When I first arrived, it was still happy hour at the restaurant so I ordered their featured cocktail. On this specific night, it was the delicious Rascasse: grapefruit vodka, Campari, Cinzano red, grapefruit liqueur, grapefruit, and yuzu served up in a martini glass.
During the meal, my cohort and I went straight for 1200 Miles’ wine flight. I’ve not seen this before, but for Restaurant Week at 1200 Miles patrons can choose to order the wine flight, which allows them to have one glass of wine per course including a dessert wine during the third course. I went for three whites: a Greek wine followed by two Italian wines. This was a great deal and I would absolutely do it again.
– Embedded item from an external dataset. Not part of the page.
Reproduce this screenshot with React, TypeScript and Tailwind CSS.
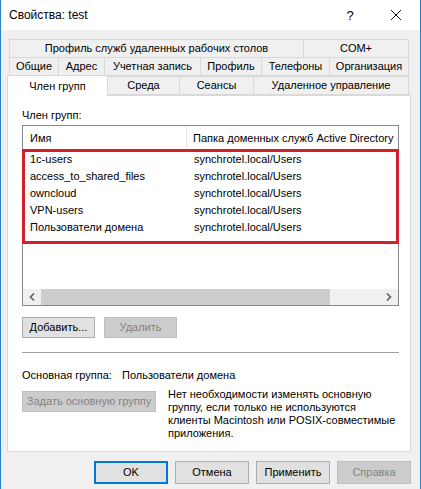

Everything about 1200 Miles is impressive. The beautiful space is enormous, but sectioned off quite well into a bar/lounge area and two dining areas. The restaurant itself features nods to its European roots with French and Italian artwork as well as rustic, Parisian white walls.
The service is excellent, too. It’s clear that the wait staff is well trained, knowledgeable, attentive, and as friendly as can be. All in all, the experience was wonderful and, Restaurant Week or not, I’ll be back to 1200 Miles.